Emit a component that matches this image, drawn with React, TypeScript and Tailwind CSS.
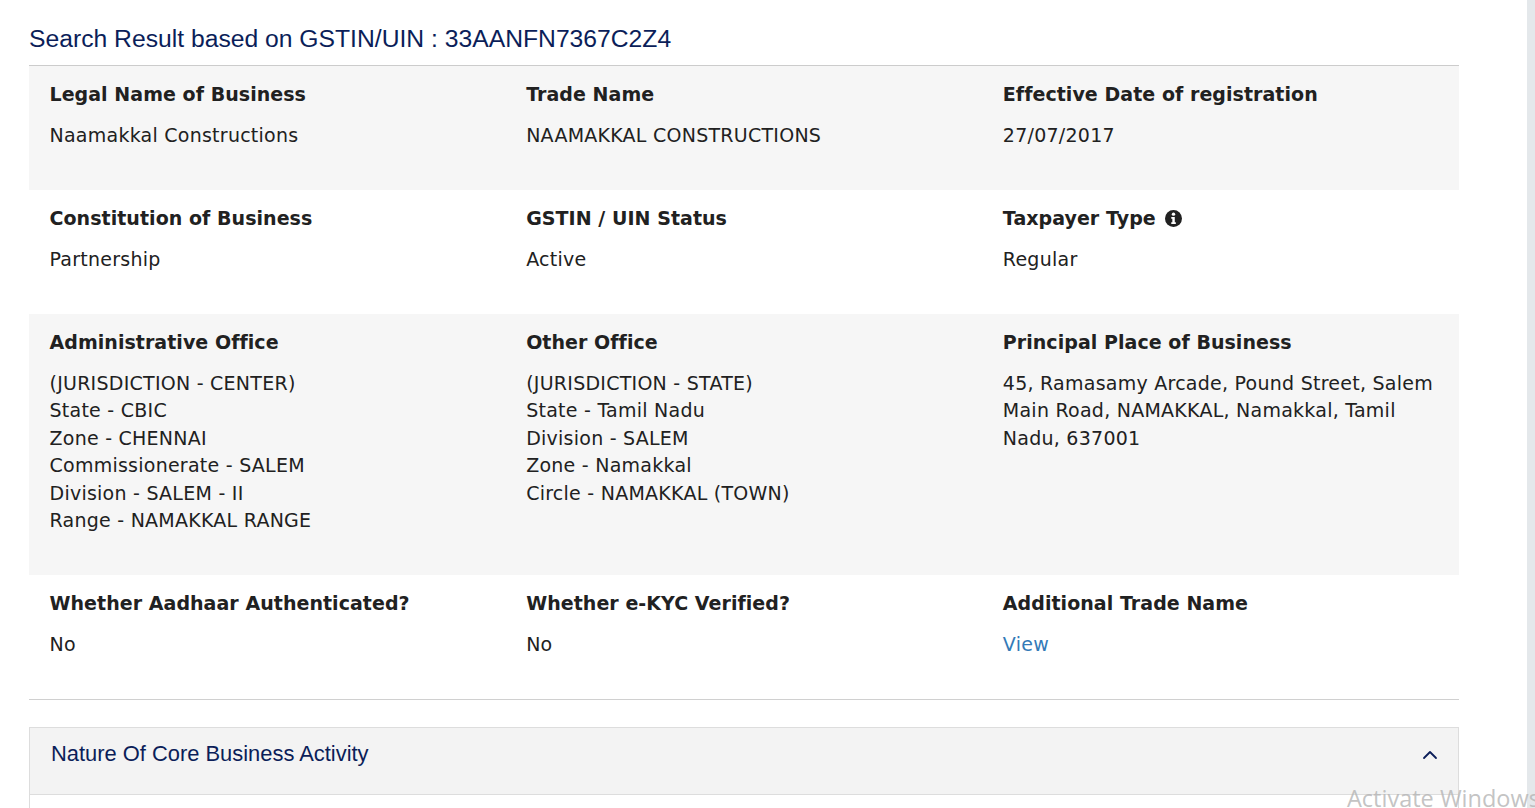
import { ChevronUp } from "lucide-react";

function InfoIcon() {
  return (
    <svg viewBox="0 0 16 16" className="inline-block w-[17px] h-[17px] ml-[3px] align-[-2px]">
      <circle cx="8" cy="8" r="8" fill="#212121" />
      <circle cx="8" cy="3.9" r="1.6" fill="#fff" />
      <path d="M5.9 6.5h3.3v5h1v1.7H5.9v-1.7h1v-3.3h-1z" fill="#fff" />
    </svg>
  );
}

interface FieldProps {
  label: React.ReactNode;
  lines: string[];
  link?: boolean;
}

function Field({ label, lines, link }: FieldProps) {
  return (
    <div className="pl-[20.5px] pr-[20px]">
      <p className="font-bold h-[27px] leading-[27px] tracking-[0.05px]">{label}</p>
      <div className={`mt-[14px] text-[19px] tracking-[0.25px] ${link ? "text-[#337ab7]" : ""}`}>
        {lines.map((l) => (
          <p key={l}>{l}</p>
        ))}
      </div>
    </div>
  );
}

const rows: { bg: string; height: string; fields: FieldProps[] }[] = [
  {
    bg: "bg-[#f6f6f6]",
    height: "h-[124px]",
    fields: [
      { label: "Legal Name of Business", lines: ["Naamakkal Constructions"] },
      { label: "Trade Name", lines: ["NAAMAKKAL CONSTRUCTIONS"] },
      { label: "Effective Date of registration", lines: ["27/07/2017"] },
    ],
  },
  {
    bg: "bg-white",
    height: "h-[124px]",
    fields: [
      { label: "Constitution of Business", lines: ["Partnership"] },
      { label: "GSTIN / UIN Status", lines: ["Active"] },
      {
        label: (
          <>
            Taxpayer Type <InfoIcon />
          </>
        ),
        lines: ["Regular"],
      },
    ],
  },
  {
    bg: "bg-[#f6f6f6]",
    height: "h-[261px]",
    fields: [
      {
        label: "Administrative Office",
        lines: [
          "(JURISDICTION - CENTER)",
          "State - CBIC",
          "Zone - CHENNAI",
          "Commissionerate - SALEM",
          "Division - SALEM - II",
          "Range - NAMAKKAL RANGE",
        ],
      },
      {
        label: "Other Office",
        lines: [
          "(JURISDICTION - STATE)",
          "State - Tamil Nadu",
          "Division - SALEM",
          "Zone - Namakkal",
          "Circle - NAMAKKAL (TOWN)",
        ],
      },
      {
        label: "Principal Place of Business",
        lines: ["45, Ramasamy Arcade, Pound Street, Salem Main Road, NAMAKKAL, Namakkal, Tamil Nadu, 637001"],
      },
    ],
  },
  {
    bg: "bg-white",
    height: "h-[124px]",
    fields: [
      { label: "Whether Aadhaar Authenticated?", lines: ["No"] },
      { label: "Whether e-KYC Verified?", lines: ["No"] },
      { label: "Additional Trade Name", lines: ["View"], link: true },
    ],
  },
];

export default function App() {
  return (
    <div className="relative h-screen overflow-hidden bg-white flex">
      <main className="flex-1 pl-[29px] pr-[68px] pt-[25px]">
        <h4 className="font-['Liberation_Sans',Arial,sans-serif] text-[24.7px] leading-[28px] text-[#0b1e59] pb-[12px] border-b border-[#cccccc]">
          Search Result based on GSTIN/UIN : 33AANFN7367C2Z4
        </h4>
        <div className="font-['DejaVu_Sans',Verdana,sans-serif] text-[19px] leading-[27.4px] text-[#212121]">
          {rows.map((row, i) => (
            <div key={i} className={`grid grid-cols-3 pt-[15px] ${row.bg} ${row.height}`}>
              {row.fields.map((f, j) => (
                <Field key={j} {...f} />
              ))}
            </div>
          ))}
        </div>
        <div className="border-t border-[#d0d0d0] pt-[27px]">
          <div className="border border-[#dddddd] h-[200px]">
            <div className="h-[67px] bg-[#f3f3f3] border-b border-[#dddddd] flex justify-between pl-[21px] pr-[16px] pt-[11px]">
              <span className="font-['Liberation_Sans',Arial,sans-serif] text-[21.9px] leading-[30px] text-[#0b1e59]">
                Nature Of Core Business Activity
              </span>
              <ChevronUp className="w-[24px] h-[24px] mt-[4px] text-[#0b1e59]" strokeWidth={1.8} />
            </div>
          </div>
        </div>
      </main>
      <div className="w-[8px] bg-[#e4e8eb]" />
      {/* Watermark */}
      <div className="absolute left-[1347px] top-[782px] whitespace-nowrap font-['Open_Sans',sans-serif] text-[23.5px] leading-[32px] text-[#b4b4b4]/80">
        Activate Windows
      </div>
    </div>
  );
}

= Given problem =
Would you set down the listing exactly, omitting pictures?

= Completed task =
Emit a component that matches this image, drawn with React, TypeScript and Tailwind CSS.
import { ChevronUp } from "lucide-react";

function InfoIcon() {
  return (
    <svg viewBox="0 0 16 16" className="inline-block w-[17px] h-[17px] ml-[3px] align-[-2px]">
      <circle cx="8" cy="8" r="8" fill="#212121" />
      <circle cx="8" cy="3.9" r="1.6" fill="#fff" />
      <path d="M5.9 6.5h3.3v5h1v1.7H5.9v-1.7h1v-3.3h-1z" fill="#fff" />
    </svg>
  );
}

interface FieldProps {
  label: React.ReactNode;
  lines: string[];
  link?: boolean;
}

function Field({ label, lines, link }: FieldProps) {
  return (
    <div className="pl-[20.5px] pr-[20px]">
      <p className="font-bold h-[27px] leading-[27px] tracking-[0.05px]">{label}</p>
      <div className={`mt-[14px] text-[19px] tracking-[0.25px] ${link ? "text-[#337ab7]" : ""}`}>
        {lines.map((l) => (
          <p key={l}>{l}</p>
        ))}
      </div>
    </div>
  );
}

const rows: { bg: string; height: string; fields: FieldProps[] }[] = [
  {
    bg: "bg-[#f6f6f6]",
    height: "h-[124px]",
    fields: [
      { label: "Legal Name of Business", lines: ["Naamakkal Constructions"] },
      { label: "Trade Name", lines: ["NAAMAKKAL CONSTRUCTIONS"] },
      { label: "Effective Date of registration", lines: ["27/07/2017"] },
    ],
  },
  {
    bg: "bg-white",
    height: "h-[124px]",
    fields: [
      { label: "Constitution of Business", lines: ["Partnership"] },
      { label: "GSTIN / UIN Status", lines: ["Active"] },
      {
        label: (
          <>
            Taxpayer Type <InfoIcon />
          </>
        ),
        lines: ["Regular"],
      },
    ],
  },
  {
    bg: "bg-[#f6f6f6]",
    height: "h-[261px]",
    fields: [
      {
        label: "Administrative Office",
        lines: [
          "(JURISDICTION - CENTER)",
          "State - CBIC",
          "Zone - CHENNAI",
          "Commissionerate - SALEM",
          "Division - SALEM - II",
          "Range - NAMAKKAL RANGE",
        ],
      },
      {
        label: "Other Office",
        lines: [
          "(JURISDICTION - STATE)",
          "State - Tamil Nadu",
          "Division - SALEM",
          "Zone - Namakkal",
          "Circle - NAMAKKAL (TOWN)",
        ],
      },
      {
        label: "Principal Place of Business",
        lines: ["45, Ramasamy Arcade, Pound Street, Salem Main Road, NAMAKKAL, Namakkal, Tamil Nadu, 637001"],
      },
    ],
  },
  {
    bg: "bg-white",
    height: "h-[124px]",
    fields: [
      { label: "Whether Aadhaar Authenticated?", lines: ["No"] },
      { label: "Whether e-KYC Verified?", lines: ["No"] },
      { label: "Additional Trade Name", lines: ["View"], link: true },
    ],
  },
];

export default function App() {
  return (
    <div className="relative h-screen overflow-hidden bg-white flex">
      <main className="flex-1 pl-[29px] pr-[68px] pt-[25px]">
        <h4 className="font-['Liberation_Sans',Arial,sans-serif] text-[24.7px] leading-[28px] text-[#0b1e59] pb-[12px] border-b border-[#cccccc]">
          Search Result based on GSTIN/UIN : 33AANFN7367C2Z4
        </h4>
        <div className="font-['DejaVu_Sans',Verdana,sans-serif] text-[19px] leading-[27.4px] text-[#212121]">
          {rows.map((row, i) => (
            <div key={i} className={`grid grid-cols-3 pt-[15px] ${row.bg} ${row.height}`}>
              {row.fields.map((f, j) => (
                <Field key={j} {...f} />
              ))}
            </div>
          ))}
        </div>
        <div className="border-t border-[#d0d0d0] pt-[27px]">
          <div className="border border-[#dddddd] h-[200px]">
            <div className="h-[67px] bg-[#f3f3f3] border-b border-[#dddddd] flex justify-between pl-[21px] pr-[16px] pt-[11px]">
              <span className="font-['Liberation_Sans',Arial,sans-serif] text-[21.9px] leading-[30px] text-[#0b1e59]">
                Nature Of Core Business Activity
              </span>
              <ChevronUp className="w-[24px] h-[24px] mt-[4px] text-[#0b1e59]" strokeWidth={1.8} />
            </div>
          </div>
        </div>
      </main>
      <div className="w-[8px] bg-[#e4e8eb]" />
      {/* Watermark */}
      <div className="absolute left-[1347px] top-[782px] whitespace-nowrap font-['Open_Sans',sans-serif] text-[23.5px] leading-[32px] text-[#b4b4b4]/80">
        Activate Windows
      </div>
    </div>
  );
}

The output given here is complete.